After fabricating the chip, Genoe’s team tested it by running a 16-line program to average changing input values with those stored in memory, the software for which they had hardwired into a second flexible chip. The processor, he says, could execute about six instructions per second.

Genoe hopes such chips can be made at a tenth of the cost of a similar silicon circuit But to realize that promise, manufacturers will need to translate the IMEC researchers’ carefully controlled, photolithography-based, laboratory-scale fabrication technique into a commercial one—such as those being used for large-area, printed electronics.

”It’s not as difficult as one might think,” says Dan Gamota, cofounder and president of the electronics printing company Printovate Technologies, in Palatine, Ill. Gamota, who was not involved in the research, taught commercial printing press operators how to modify their traditional ink-on-paper printing techniques to manufacture an early printed electronics display while a director at Motorola in the late 2000s.

Still, he says, printing logic circuits will have some special requirements. For today’s printed electronics, such as those proposed for lighting devices, he says, the thickness of the materials is crucial, but for logic circuits, manufacturers will also need to align the circuit’s layers more precisely. That will require both new measuring tools and new reliability training programs for printing press operators. ”A printed electronics operator is like a mechanic who knows how to work on a Ferrari,” Gamota says, ”while a traditional printer knows how to fix a Ford.”
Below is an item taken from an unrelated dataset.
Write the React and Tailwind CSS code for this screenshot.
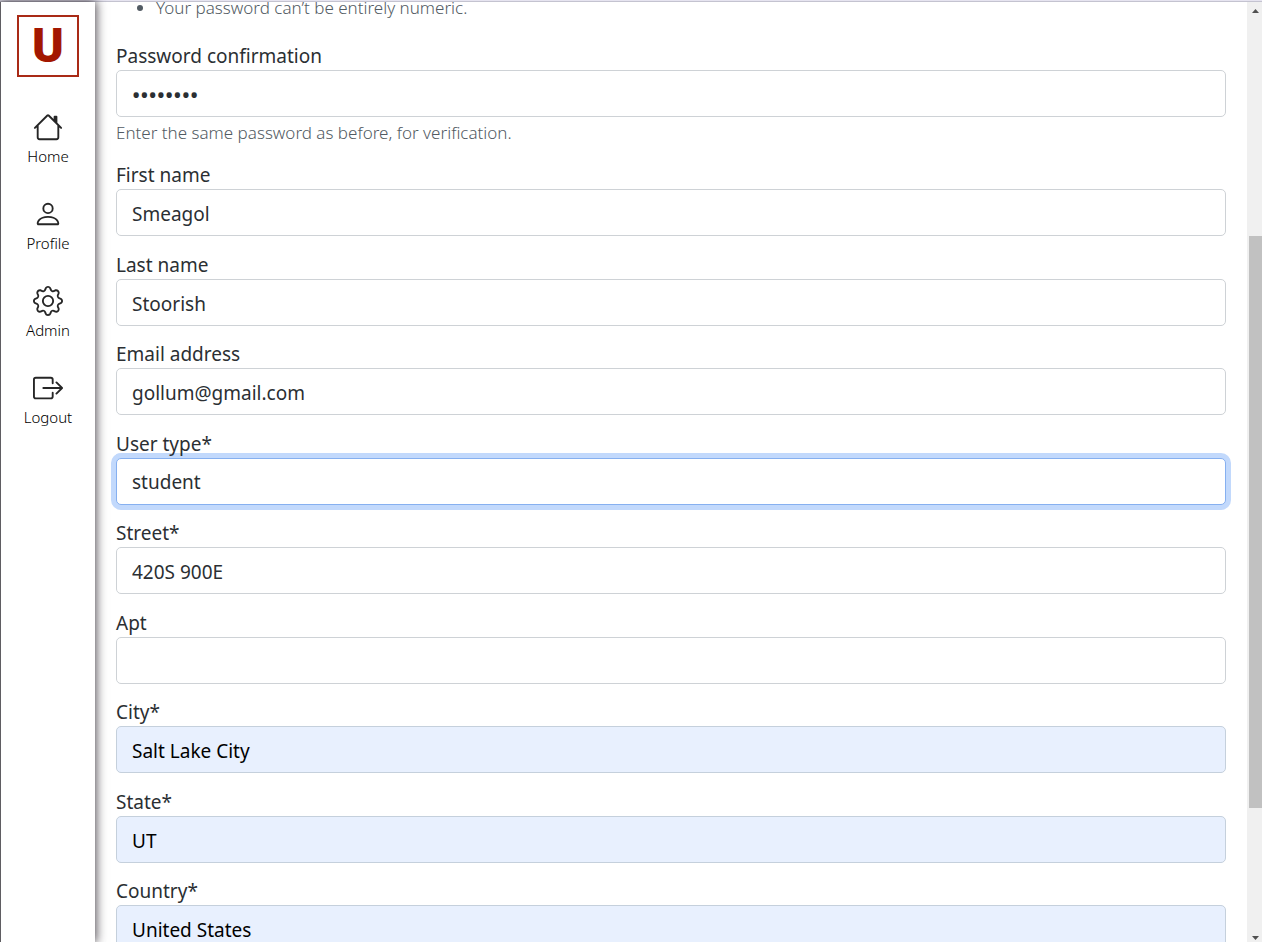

Though manufacturing will improve, Gamota says, he doesn’t believe organic logic circuits will ever have the hundreds of millions of transistors found in today’s silicon chips. Instead, he says, many in the field look to use organics as a relatively dim-witted sidekick for silicon processors. As an example, he describes shopping for a new pair of pants by using your smartphone to communicate directly with plastic circuits inside the clothing. The circuits will tell you how the pants will look on you so you can try the trousers on virtually.

Like Gamota, Gerwin Gelinck, who worked on the IMEC chip, also believes that organics will make their start as a complement for silicon. Gelinck is a program manager at the Holst Centre, in Eindhoven, Netherlands, a research organization with commercial partners that include the display companies Polymer Vision and Panasonic. He believes that eventually more-complex organic logic may replace ”peripheral” silicon chips in devices like displays, to lower these gadgets’ cost and size.